Know all by these presents, that the undersigned hereby constitutes and appoints each of Jason Meyenburg, Precillia Redmond and Laurie Burlingame, signing singly, the undersigned’s true and lawful attorney-in-fact to:

 

(1)execute for and on behalf of the undersigned, in the undersigned’s capacity as an officer and/or director of Gemini Therapeutics, Inc. (the “Company”), (i) Form ID, including any attached documents, to effect the assignment of codes to the undersigned to be used in the transmission of information to the United States Securities and Exchange Commission using the EDGAR System, (ii) Forms 3, 4 and 5, (iii) Schedule 13D, (iv) Schedule 13G and (v) amendments of each thereof, in accordance with Section 16(a) of the Securities Exchange Act of 1934, as amended, and the rules thereunder;

 

(2)do and perform any and all acts for and on behalf of the undersigned which may be necessary or desirable to complete and execute any such Form 3, 4 or 5, Schedule 13D. Schedule 13G or any amendments thereto and timely file such form with the United States Securities and Exchange Commission and any stock exchange or similar authority; and

 

(3)take any other action of any type whatsoever in connection with the foregoing which, in the opinion of such attorney-in-fact, may be of benefit to, in the best interest of, or legally required by, the undersigned, it being understood that the documents executed by such attorney-in-fact on behalf of the undersigned pursuant to this Power of Attorney shall be in such form and shall contain such terms and conditions as such attorney-in-fact may approve in such attorney-in-fact’s discretion.

 

The undersigned hereby grants to each such attorney-in-fact full power and authority to do and perform any and every act and thing whatsoever requisite, necessary, or proper to be done in the exercise of any of the rights and powers herein granted, as fully to all intents and purposes as the undersigned might or could do if personally present, with full power of substitution or revocation, hereby ratifying and confirming all that such attorney-in-fact, or such attorney-in-fact’s substitute or substitutes, shall lawfully do or cause to be done by virtue of this Power of Attorney and the rights and powers herein granted. The undersigned acknowledges that the foregoing attorneys-in-fact, in serving in such capacity at the request of the undersigned, are not assuming, nor is the Company assuming, any of the undersigned’s responsibilities to comply with Section 16 or Regulation 13D-G of the Securities Exchange Act of 1934, as amended.

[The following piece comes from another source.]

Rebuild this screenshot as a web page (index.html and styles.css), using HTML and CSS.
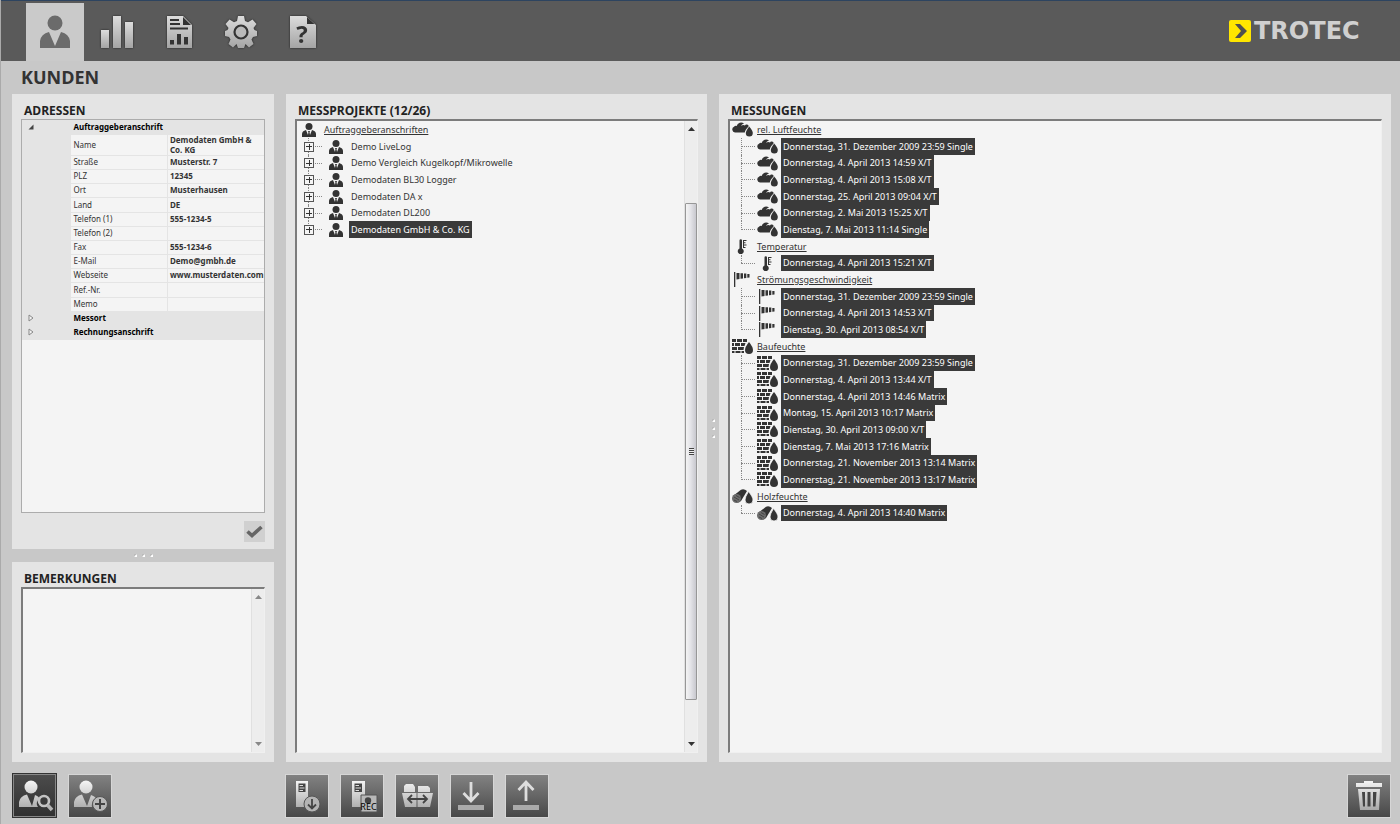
FILE: index.html
```html
<!DOCTYPE html>
<html lang="de">
<head>
<meta charset="utf-8">
<title>Kunden</title>
<link rel="stylesheet" href="styles.css">
</head>
<body>
<svg class="defs" aria-hidden="true">
  <defs>
    <linearGradient id="metal" x1="0" y1="0" x2="0" y2="1"><stop offset="0" stop-color="#dcdcdc"/><stop offset="1" stop-color="#a4a4a4"/></linearGradient>
    <linearGradient id="light" gradientUnits="userSpaceOnUse" x1="0" y1="6" x2="0" y2="38"><stop offset="0" stop-color="#f4f4f4"/><stop offset="1" stop-color="#a0a0a0"/></linearGradient>
    <symbol id="person" viewBox="0 0 30 34">
      <circle cx="15" cy="8" r="7.5"/>
      <path d="M0 33V26Q1 19 9 17L15 31L21 17Q29 19 30 26V33Z"/>
    </symbol>
    <symbol id="user" viewBox="0 0 14 14">
      <circle cx="7" cy="3.5" r="3.5"/>
      <path d="M0 14V11Q0 8 4 7L6 12L6.500 9L5.800 8H8.200L7.500 9L8 12L10 7Q14 8 14 11V14Z"/>
    </symbol>
    <symbol id="drop" viewBox="0 0 8 12"><path d="M4 0Q8 5 8 8A4 4 0 0 1 0 8Q0 5 4 0Z"/></symbol>
    <symbol id="cloud" viewBox="0 0 21 15">
      <path d="M3 10.500A3 3 0 0 1 2 4.800Q3 3.500 4.700 3.900A4.500 4.500 0 0 1 12 1.500Q9.500 2 9 4Q11 2.500 13 3.500Q13.500 2 15 2.500Q17 3 16.500 4.500Q13 8 12.800 10.500Z"/>
      <path d="M17.200 4.500Q20.800 8.500 20.800 11A3.400 3.400 0 0 1 13.800 11Q14 8.500 17.200 4.500Z"/>
    </symbol>
    <symbol id="thermo" viewBox="0 0 21 15">
      <path d="M7.500 1.500A1.200 1.200 0 0 1 10 1.500V9.500A3 3 0 1 1 7.500 9.500Z"/>
      <path d="M11 1H14.500V2H12V3.300H13.500V4.300H12V5.500H14.500V6.500H12V8H13.500V9H11Z"/>
    </symbol>
    <symbol id="wind" viewBox="0 0 21 15">
      <path d="M2 0H3.300V15H2ZM4.500 1H7.500V7L4.500 7.500ZM8.500 1.300H11V6.500L8.500 6.800ZM12 1.600H14.300V6L12 6.300ZM15.300 2H17.500V5.500L15.300 5.800Z"/>
    </symbol>
    <symbol id="bricks" viewBox="0 0 21 15">
      <path d="M0 0H4V3H0ZM5 0H10V3H5ZM11 0H15V3H11ZM0 4H2V7H0ZM3 4H8V7H3ZM9 4H13.500L12.500 7H9ZM0 8H5V11H0ZM6 8H12L11.500 11H6ZM0 12H2.500V14H0ZM3.500 12H8.500V14H3.500ZM9.500 12H12V14H9.500Z"/>
      <path d="M17 3Q21 8 21 11A4 4 0 0 1 13 11Q13 8 17 3Z"/>
    </symbol>
    <symbol id="wood" viewBox="0 0 21 15">
      <path d="M1 7L9 .8Q12 -.5 15 2L9 12Q7 14 4 13.500Z"/>
      <ellipse cx="4.500" cy="9.500" rx="4.500" ry="4.500" fill="#6c6c6c"/>
      <path d="M2 8L7 11M4 6.500L7.500 8.500M2 11L5 12.500" stroke="#333" stroke-width=".7"/>
      <path d="M16.500 2.500Q21 8 21 11A4 4 0 0 1 13 11Q13 8 16.500 2.500Z" stroke="#f4f4f4" stroke-width=".8"/>
    </symbol>
  </defs>
</svg>
<div class="app">
  <header class="topbar">
    <nav class="tabs">
      <button class="tab active" aria-label="Kunden"><svg width="30" height="34" fill="#6b6b6b"><use href="#person"/></svg></button>
      <button class="tab" aria-label="Messwerte"><svg class="raised" width="34" height="34" viewBox="0 0 34 34" fill="url(#metal)"><path d="M1 15H9V33H1Z"/><path d="M13 1H21V33H13Z"/><path d="M25 7H33V33H25Z"/></svg></button>
      <button class="tab" aria-label="Berichte"><svg class="raised" width="34" height="34" viewBox="0 0 34 34"><path fill="url(#metal)" d="M5 1H21L30 10V33H5Z"/><path fill="#333" d="M21 2V10H29ZM8 4H17V6H8ZM8 8H18V10H8ZM8 12.500H26V14.500H8ZM8 25H12V29.500H8ZM15 19H19V29.500H15ZM22 22H26V29.500H22Z"/></svg></button>
      <button class="tab" aria-label="Einstellungen"><svg class="raised" width="34" height="34" viewBox="0 0 34 34"><path fill="url(#metal)" d="M14 1H20L21 6L24 7.300L28.500 4.500L32.500 9L29.500 13L30.500 15L33 16V21L29 22L27.500 24.500L29.500 29L25 32.500L21.500 29L20 33H14L12.500 29L9 32.500L4.500 29L6.500 24.500L5 22L1 21V16L3.500 15L4.500 13L1.500 9L5.500 4.500L10 7.300L13 6Z"/><circle cx="17" cy="17" r="6.500" fill="#b9b9b9" stroke="#333" stroke-width="2.200"/></svg></button>
      <button class="tab" aria-label="Hilfe"><svg class="raised" width="34" height="34" viewBox="0 0 34 34"><path fill="url(#metal)" d="M4 1H20L30 10V33H4Z"/><path fill="#333" d="M21 2V9H28.500Z"/><text x="16" y="28" text-anchor="middle" class="mark">?</text></svg></button>
    </nav>
    <a class="logo" href="#"><svg width="22" height="22" viewBox="0 0 22 22"><rect width="22" height="22" rx="2" fill="#ffe600"/><path fill="#505050" d="M6 4H11L18 11L11 18H6L12 11Z"/></svg><span>TROTEC</span></a>
  </header>
  <h1>KUNDEN</h1>
  <main class="columns">
    <div class="side">
      <section class="panel addresses">
        <h2>ADRESSEN</h2>
        <div class="grid-box">
          <table class="props">
            <tr class="cat"><td class="gutter"><svg width="6" height="6" viewBox="0 0 6 6"><path d="M5.500 .5V5.500H.5Z" fill="#444"/></svg></td><th colspan="2">Auftraggeberanschrift</th></tr>
            <tr><td class="gutter"></td><th>Name</th><td>Demodaten GmbH &amp; Co. KG</td></tr>
            <tr><td class="gutter"></td><th>Straße</th><td>Musterstr. 7</td></tr>
            <tr><td class="gutter"></td><th>PLZ</th><td>12345</td></tr>
            <tr><td class="gutter"></td><th>Ort</th><td>Musterhausen</td></tr>
            <tr><td class="gutter"></td><th>Land</th><td>DE</td></tr>
            <tr><td class="gutter"></td><th>Telefon (1)</th><td>555-1234-5</td></tr>
            <tr><td class="gutter"></td><th>Telefon (2)</th><td></td></tr>
            <tr><td class="gutter"></td><th>Fax</th><td>555-1234-6</td></tr>
            <tr><td class="gutter"></td><th>E-Mail</th><td>Demo@gmbh.de</td></tr>
            <tr><td class="gutter"></td><th>Webseite</th><td>www.musterdaten.com</td></tr>
            <tr><td class="gutter"></td><th>Ref.-Nr.</th><td></td></tr>
            <tr><td class="gutter"></td><th>Memo</th><td></td></tr>
            <tr class="cat"><td class="gutter"><svg width="6" height="8" viewBox="0 0 6 8"><path d="M1 1L5 4L1 7Z" fill="#f4f4f4" stroke="#888"/></svg></td><th colspan="2">Messort</th></tr>
            <tr class="cat"><td class="gutter"><svg width="6" height="8" viewBox="0 0 6 8"><path d="M1 1L5 4L1 7Z" fill="#f4f4f4" stroke="#888"/></svg></td><th colspan="2">Rechnungsanschrift</th></tr>
          </table>
        </div>
        <button class="confirm" aria-label="Übernehmen"><svg width="17" height="13" viewBox="0 0 17 13"><path d="M1.500 6.500L6 10.500L15.500 2" fill="none" stroke="#666" stroke-width="3.600"/></svg></button>
      </section>
      <div class="splitter"><i></i><i></i><i></i></div>
      <section class="panel notes">
        <h2><label for="notes">BEMERKUNGEN</label></h2>
        <div class="inset">
          <textarea id="notes"></textarea>
          <div class="scroll plain"><svg width="7" height="4" viewBox="0 0 7 4"><path d="M0 4L3.500 0L7 4Z" fill="#888"/></svg><svg width="7" height="4" viewBox="0 0 7 4"><path d="M0 0L3.500 4L7 0Z" fill="#888"/></svg></div>
        </div>
      </section>
    </div>
    <section class="panel">
      <h2>MESSPROJEKTE (12/26)</h2>
      <div class="inset">
        <ul class="tree projects">
          <li class="root"><svg class="ico"><use href="#user"/></svg><a href="#">Auftraggeberanschriften</a></li>
          <li><button class="plus" aria-label="Aufklappen"></button><svg class="ico"><use href="#user"/></svg><span>Demo LiveLog</span></li>
          <li><button class="plus" aria-label="Aufklappen"></button><svg class="ico"><use href="#user"/></svg><span>Demo Vergleich Kugelkopf/Mikrowelle</span></li>
          <li><button class="plus" aria-label="Aufklappen"></button><svg class="ico"><use href="#user"/></svg><span>Demodaten BL30 Logger</span></li>
          <li><button class="plus" aria-label="Aufklappen"></button><svg class="ico"><use href="#user"/></svg><span>Demodaten DA x</span></li>
          <li><button class="plus" aria-label="Aufklappen"></button><svg class="ico"><use href="#user"/></svg><span>Demodaten DL200</span></li>
          <li class="last"><button class="plus" aria-label="Aufklappen"></button><svg class="ico"><use href="#user"/></svg><span class="sel">Demodaten GmbH &amp; Co. KG</span></li>
        </ul>
        <div class="scroll">
          <svg width="7" height="4" viewBox="0 0 7 4"><path d="M0 4L3.500 0L7 4Z" fill="#333"/></svg>
          <div class="track"><div class="thumb"><i></i></div></div>
          <svg width="7" height="4" viewBox="0 0 7 4"><path d="M0 0L3.500 4L7 0Z" fill="#333"/></svg>
        </div>
      </div>
    </section>
    <div class="splitter vertical"><i></i><i></i><i></i></div>
    <section class="panel">
      <h2>MESSUNGEN</h2>
      <div class="inset">
        <ul class="tree readings">
          <li class="root"><svg class="ico"><use href="#cloud"/></svg><a href="#">rel. Luftfeuchte</a></li>
          <li><svg class="ico"><use href="#cloud"/></svg><span class="sel">Donnerstag, 31. Dezember 2009 23:59 Single</span></li>
          <li><svg class="ico"><use href="#cloud"/></svg><span class="sel">Donnerstag, 4. April 2013 14:59 X/T</span></li>
          <li><svg class="ico"><use href="#cloud"/></svg><span class="sel">Donnerstag, 4. April 2013 15:08 X/T</span></li>
          <li><svg class="ico"><use href="#cloud"/></svg><span class="sel">Donnerstag, 25. April 2013 09:04 X/T</span></li>
          <li><svg class="ico"><use href="#cloud"/></svg><span class="sel">Donnerstag, 2. Mai 2013 15:25 X/T</span></li>
          <li class="last"><svg class="ico"><use href="#cloud"/></svg><span class="sel">Dienstag, 7. Mai 2013 11:14 Single</span></li>
          <li class="root"><svg class="ico"><use href="#thermo"/></svg><a href="#">Temperatur</a></li>
          <li class="last"><svg class="ico"><use href="#thermo"/></svg><span class="sel">Donnerstag, 4. April 2013 15:21 X/T</span></li>
          <li class="root"><svg class="ico"><use href="#wind"/></svg><a href="#">Strömungsgeschwindigkeit</a></li>
          <li><svg class="ico"><use href="#wind"/></svg><span class="sel">Donnerstag, 31. Dezember 2009 23:59 Single</span></li>
          <li><svg class="ico"><use href="#wind"/></svg><span class="sel">Donnerstag, 4. April 2013 14:53 X/T</span></li>
          <li class="last"><svg class="ico"><use href="#wind"/></svg><span class="sel">Dienstag, 30. April 2013 08:54 X/T</span></li>
          <li class="root"><svg class="ico"><use href="#bricks"/></svg><a href="#">Baufeuchte</a></li>
          <li><svg class="ico"><use href="#bricks"/></svg><span class="sel">Donnerstag, 31. Dezember 2009 23:59 Single</span></li>
          <li><svg class="ico"><use href="#bricks"/></svg><span class="sel">Donnerstag, 4. April 2013 13:44 X/T</span></li>
          <li><svg class="ico"><use href="#bricks"/></svg><span class="sel">Donnerstag, 4. April 2013 14:46 Matrix</span></li>
          <li><svg class="ico"><use href="#bricks"/></svg><span class="sel">Montag, 15. April 2013 10:17 Matrix</span></li>
          <li><svg class="ico"><use href="#bricks"/></svg><span class="sel">Dienstag, 30. April 2013 09:00 X/T</span></li>
          <li><svg class="ico"><use href="#bricks"/></svg><span class="sel">Dienstag, 7. Mai 2013 17:16 Matrix</span></li>
          <li><svg class="ico"><use href="#bricks"/></svg><span class="sel">Donnerstag, 21. November 2013 13:14 Matrix</span></li>
          <li class="last"><svg class="ico"><use href="#bricks"/></svg><span class="sel">Donnerstag, 21. November 2013 13:17 Matrix</span></li>
          <li class="root"><svg class="ico"><use href="#wood"/></svg><a href="#">Holzfeuchte</a></li>
          <li class="last"><svg class="ico"><use href="#wood"/></svg><span class="sel">Donnerstag, 4. April 2013 14:40 Matrix</span></li>
        </ul>
      </div>
    </section>
  </main>
  <footer class="actions">
    <div class="group customers">
      <button class="tool pressed" aria-label="Kunde suchen"><svg width="42" height="42" viewBox="0 0 42 42"><g fill="url(#light)"><circle cx="17" cy="12" r="6.500"/><path d="M5 32V27Q6 21 13 19.500L18 31L21 20Q26 22 25 24Q21 28 24 32Z"/></g><circle cx="30" cy="26" r="5" fill="none" stroke="#c4c4c4" stroke-width="2.600"/><path d="M33.500 30L38 35" stroke="#b4b4b4" stroke-width="3.600"/></svg></button>
      <button class="tool" aria-label="Kunde hinzufügen"><svg width="42" height="42" viewBox="0 0 42 42"><g fill="url(#light)"><circle cx="17" cy="12" r="6.500"/><path d="M5 32V27Q6 21 13 19.500L18 31L22 20Q25 21 27 23Q22 27 23 32Z"/></g><circle cx="31" cy="29" r="7.500" fill="#b8b8b8" stroke="#555"/><path d="M31 24V34M26 29H36" stroke="#444" stroke-width="2"/></svg></button>
    </div>
    <div class="group">
      <button class="tool" aria-label="Gerät auslesen"><svg width="42" height="42" viewBox="0 0 42 42"><path fill="url(#light)" d="M10 6H22V32H10Z"/><path fill="#444" d="M12.500 8.500H19.500V17H12.500Z"/><path d="M13.500 10.500H17M13.500 13H18.500M13.500 15.500H17" stroke="#ddd"/><circle cx="26" cy="29" r="8" fill="#b4b4b4" stroke="#555"/><path d="M26 24V33M22 29.500L26 33.500L30 29.500" fill="none" stroke="#444" stroke-width="1.800"/></svg></button>
      <button class="tool" aria-label="Aufzeichnung"><svg width="42" height="42" viewBox="0 0 42 42"><path fill="url(#light)" d="M11 6H24V32H11Z"/><path fill="#444" d="M13.500 8.500H21V17H13.500Z"/><path d="M14.500 10.500H18M14.500 13H20M14.500 15.500H18" stroke="#ddd"/><path d="M20 20H36V37H20Z" fill="#b8b8b8" stroke="#555"/><circle cx="27" cy="25.500" r="3.200" fill="#444"/><text x="27.500" y="35" text-anchor="middle" class="rec">REC</text></svg></button>
      <button class="tool" aria-label="Projekte verschieben"><svg width="42" height="42" viewBox="0 0 42 42"><path fill="url(#light)" d="M8 17V11L10 9H17L19 12V17ZM22 17V11H32L34 13V17ZM6 18H20.500V32H9ZM21.500 18H37L34 32H21.500Z"/><path d="M12 24H31M16 20L12 24L16 28M27 20L31 24L27 28" fill="none" stroke="#444" stroke-width="1.800"/></svg></button>
      <button class="tool" aria-label="Importieren"><svg width="42" height="42" viewBox="0 0 42 42"><path d="M20 7V26M12.500 18L20 26L27.500 18" fill="none" stroke="#dedede" stroke-width="2.800"/><path fill="#aaa" d="M7 30H33V35H7Z"/></svg></button>
      <button class="tool" aria-label="Exportieren"><svg width="42" height="42" viewBox="0 0 42 42"><path d="M20 26V7M12.500 15L20 7L27.500 15" fill="none" stroke="#dedede" stroke-width="2.800"/><path fill="#aaa" d="M7 30H33V35H7Z"/></svg></button>
    </div>
    <button class="tool trash" aria-label="Löschen"><svg width="42" height="42" viewBox="0 0 42 42"><path fill="url(#light)" d="M8 8H16V6H25V8H34V12H8ZM10 14H32L31 35H12Z"/><path fill="#444" d="M14 17H17V31.500H15ZM19.500 17H22.500V31.500H19.500ZM25 17H28.500L27.500 31.500H25Z"/></svg></button>
  </footer>
</div>
</body>
</html>
```
FILE: styles.css
```css
* { box-sizing: border-box; }
body {
  margin: 0;
  background: #c8c8c8;
  color: #333;
  font-family: "Noto Sans", "Open Sans", sans-serif;
  font-size: 9px;
}
button { padding: 0; border: 0; background: none; font: inherit; color: inherit; }
svg { display: block; flex: none; }
a { color: inherit; }
.defs { position: absolute; width: 0; height: 0; }
.app {
  display: flex;
  flex-direction: column;
  min-height: 100vh;
  border-left: 1px solid #aaa;
}

.topbar {
  display: flex;
  justify-content: space-between;
  height: 61px;
  padding: 2px 15px 0 25px;
  background: #5a5a5a;
  border-top: 1px solid #2d4460;
}
.tabs { display: flex; gap: 4px; }
.tab { display: flex; justify-content: center; width: 58px; padding-top: 12px; }
.tab.active { background: #cacaca; }
.raised { filter: drop-shadow(0 0 1px #222); }
.mark { font: bold 24px "Open Sans", sans-serif; fill: #333; }
.logo {
  display: flex;
  align-items: center;
  gap: 3px;
  height: 56px;
  width: 156px;
  color: #d0d0d0;
  font: bold 24px/24px "DejaVu Sans", sans-serif;
  text-decoration: none;
}

h1 { margin: 0; padding: 0 20px; font: bold 18px/33px "Open Sans", sans-serif; }
h2 { margin: 0; padding: 0 3px; font: bold 12px/17px "Open Sans", sans-serif; color: #222; }

.columns {
  flex: 1;
  display: grid;
  grid-template-columns: 262px minmax(0, 421fr) 12px minmax(0, 672fr);
  padding: 0 9px 0 11px;
}
.side { display: flex; flex-direction: column; margin-right: 0; }
.columns > .panel:nth-child(2) { margin-left: 12px; }
.columns { grid-template-columns: 262px minmax(0, 433fr) 12px minmax(0, 672fr); }
.panel { display: flex; flex-direction: column; padding: 8px 9px 9px; background: #e4e4e4; }
.addresses { flex: 463; padding-bottom: 7px; }
.notes { flex: 192; }

.splitter { display: flex; justify-content: center; align-items: center; gap: 5px; height: 13px; }
.splitter i { width: 3px; height: 3px; background: #eee; border: 1px solid #bbb; border-right-color: #fff; border-bottom-color: #fff; }
.splitter.vertical { flex-direction: column; height: auto; }

.grid-box { flex: 1; margin: 0 0 8px; border: 1px solid #acacac; background: #f4f4f4; }
.props { width: 100%; border-collapse: collapse; font-size: 8px; table-layout: fixed; }
.props tr { height: 14px; }
.props tr:nth-child(6n) { height: 15px; }
.props td, .props th {
  padding: 0 2px;
  border-bottom: 1px solid #e4e4e4;
  font-weight: normal;
  line-height: 10px;
  text-align: left;
}
.props th { width: 66px; border-right: 1px solid #e4e4e4; }
.props td { font-weight: bold; }
.props .gutter { width: 17px; padding: 0 0 0 6px; background: #e4e4e4; }
.props .cat th { background: #e4e4e4; color: #000; font-weight: bold; }
.confirm { display: grid; place-items: center; align-self: flex-end; width: 21px; height: 21px; background: #d0d0d0; }

.inset {
  flex: 1;
  display: flex;
  border: 2px solid #7c7c7c;
  border-width: 2px 1px 1px 2px;
  border-right-color: #f0f0f0;
  border-bottom-color: #f0f0f0;
  background: #f4f4f4;
}
textarea { flex: 1; min-width: 0; border: 0; background: none; resize: none; outline: 0; font: inherit; }
.scroll {
  display: flex;
  flex-direction: column;
  align-items: center;
  gap: 4px;
  width: 13px;
  padding: 6px 0;
  background: #ededed;
  border-left: 1px solid #e0e0e0;
}
.scroll.plain { justify-content: space-between; }
.track { flex: 1; align-self: stretch; display: flex; flex-direction: column; padding: 68px 0 38px; }
.thumb {
  flex: 1;
  display: grid;
  place-items: center;
  border: 1px solid #979797;
  border-radius: 1px;
  background: linear-gradient(90deg, #f4f4f4, #e4e4e8 45%, #c8c8ce);
}
.thumb i { width: 5px; height: 7px; background: repeating-linear-gradient(#444 0 1px, #eee 1px 2px); }

.tree { flex: 1; margin: 0; padding: 0; list-style: none; min-width: 0; }
.tree li { display: flex; align-items: center; position: relative; height: 17px; white-space: nowrap; }
.tree li:nth-child(3n) { height: 16px; }
.ico { fill: #333; }
.tree span { align-self: stretch; display: flex; align-items: center; padding: 0 2px; line-height: 12px; }
.sel { background: #3a3a3a; color: #fff; }
.tree li:not(.root)::before { content: ""; position: absolute; left: 11px; top: 0; bottom: 0; border-left: 1px dotted #888; }
.tree li:not(.root)::after { content: ""; position: absolute; left: 11px; top: 8px; width: 14px; border-top: 1px dotted #888; }
.tree li.last::before { bottom: 8px; }

.projects .ico { width: 14px; height: 14px; }
.projects li { padding-left: 7px; gap: 6px; }
.projects .root { padding-left: 5px; gap: 8px; }
.projects .plus {
  position: relative;
  z-index: 1;
  width: 10px;
  height: 10px;
  margin-right: 9px;
  border: 1px solid #555;
  background:
    linear-gradient(#333, #333) center / 6px 1px no-repeat,
    linear-gradient(#333, #333) center / 1px 6px no-repeat,
    #f4f4f4;
}
.readings .ico { width: 21px; height: 15px; }
.readings li { padding-left: 27px; gap: 3px; }
.readings .root { padding-left: 2px; gap: 4px; }

.actions { display: flex; align-items: flex-start; padding: 11px 10px 6px 11px; }
.group { display: flex; align-items: center; gap: 13px; height: 45px; }
.customers { width: 274px; gap: 12px; }
.tool {
  display: grid;
  place-items: center;
  width: 42px;
  height: 42px;
  background: linear-gradient(#828282, #484848);
  box-shadow: 0 0 0 1px #d6d6d6;
}
.tool.pressed {
  width: 45px;
  height: 45px;
  border: 1px solid #333;
  background: linear-gradient(#4c4c4c, #303030);
  box-shadow: inset 0 0 0 1px #888;
}
.trash { margin: 2px 0 0 auto; }
```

The undersigned hereby agrees to indemnify the attorney-in-fact and the Company from and against any demand, damage, loss, cost or expense arising from any false or misleading information provided by the undersigned to the attorney-in-fact.

 

This Power of Attorney shall remain in full force and effect until the undersigned is no longer required to file Forms 3, 4 and 5 with respect to the undersigned’s holdings of and transactions in securities issued by the Company, unless earlier revoked by the undersigned in a signed writing delivered to the foregoing attorneys-in-fact. This Power of Attorney may be filed with the United States Securities and Exchange Commission as a confirming statement of the authority granted herein. This Power of Attorney supersedes any prior power of attorney in connection with the undersigned’s capacity as an officer and/or director of the Company. This Power of Attorney shall expire as to any individual attorney-in-fact if such attorney-in-fact ceases to be an executive officer of the Company.

 

IN WITNESS WHEREOF, the undersigned has caused this Power of Attorney to be executed as of this 26th day of January, 2021.